Thursday’s loss to the Bills illustrated a point I’ve made since the Lions acquired Goff in the Matthew Stafford trade last January: Goff is a good player and a competent placeholder for the time being, but there’s a limit to how far he can take a team. That’s why the Rams traded for Stafford, and why I continue to believe the Lions need to address the quarterback spot before they get too far along in their rebuild.

On Thursday, the most glaring difference between the Lions and Bills was at the quarterback position, especially with the game on the line.

Josh Allen had two drives in the final 10 minutes of a neck-and-neck game and led the Bills to nine points (with a missed PAT). He completed 7 of 8 passes and ran for two first downs on a 14-play, 90-yard touchdown drive, then after the Lions tied the game at 25, he marched Buffalo 48 yards in three plays using his arm and legs.

With 23 seconds left and the Lions praying for overtime, Allen threw a laser of a pass down the middle of the field to Stefon Diggs for 36 yards. On the fringes of field goal range, the Bills called designed quarterback runs on their next two plays and Allen picked up valuable yards with his feet. He ran for 3 yards, then 9 more, then retreated to the bench, exhausted, to watch Tyler Bass kick the game-winning field goal.

Goff, on his final two drives, nearly threw an interception that would have ranked alongside Mark Sanchez’s butt fumble, Leon Lett’s failed field goal recovery and Jim Schwartz’s challenge flag as one of the most boneheaded plays in Thanksgiving history, then led the Lions to the game-tying field goal but missed a chance for so much more.
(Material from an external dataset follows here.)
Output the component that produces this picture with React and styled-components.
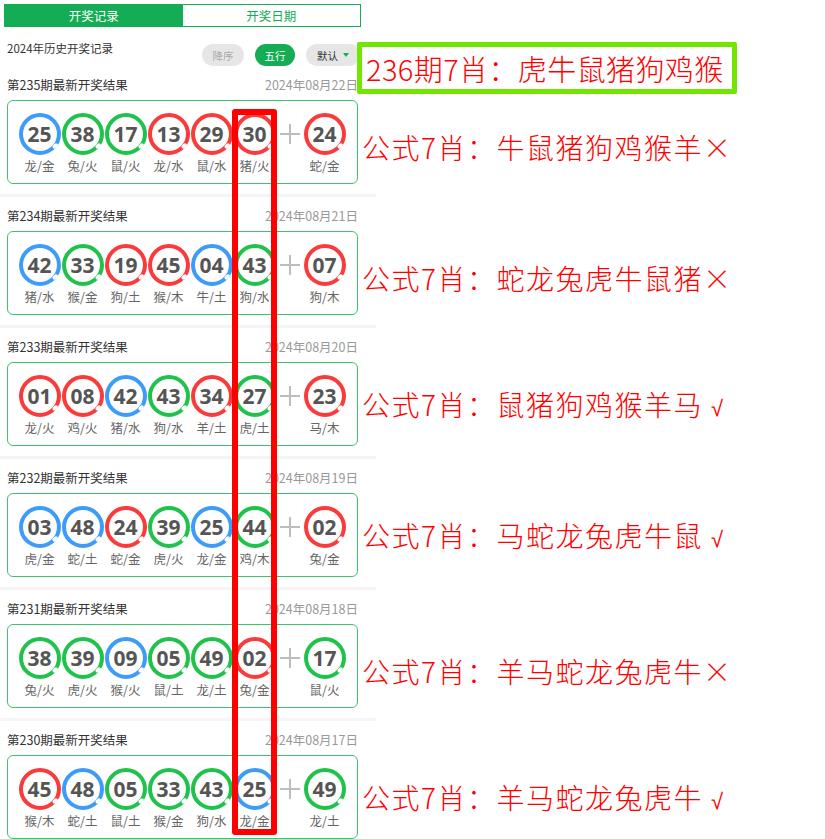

On third-and-1 with 32 seconds left, Goff underthrew DJ Chark on a sideline route that had the potential to go for a touchdown. Chark was open, a step in front of his defender, and while he was late looking for the pass, Goff missed the throw.

The Lions had three other receivers matched in man coverage on the play, including Amon-Ra St. Brown, who appeared to be open on a shallow drag across the middle of the field.

“That was a great call,” Goff said. “There’s four receivers on the play, and you can throw to any of them. And the guy I picked was open, but we didn’t hit it so we can second-guess it all we want. But no, I love the call and wish I would have made it work some way or another.”

How great the call was is debatable. Certainly, Goff had multiple viable options on the play, but the Lions could have tried a more high-percentage conversion if they were going to kick on fourth-and-1 (which they did) and the play was reminiscent of a fourth-and-1 they failed to convert from a similar spot on the field in a loss last month to the Miami Dolphins. On that play, Goff threw inside and behind Josh Reynolds in the front corner of the same end zone.

At some point, Lions coaches have to realize Goff is not equipped to make that throw in that type of situation.

Goff played Allen to a draw for most of Thursday, even outplayed him in some ways. The same can be said for the Lions and Bills as teams.

Taylor Decker said he felt the Lions were the more physical team Thursday, able to move the Bills with their offensive line early in the game. The Lions never looked outmatched, they simply did not make enough plays to win.

That happens with young teams and it happens in the NFL. But the reality is, the Lions will never be in a position to win big until they find a quarterback like Allen they can hand the ball to and get out of the way.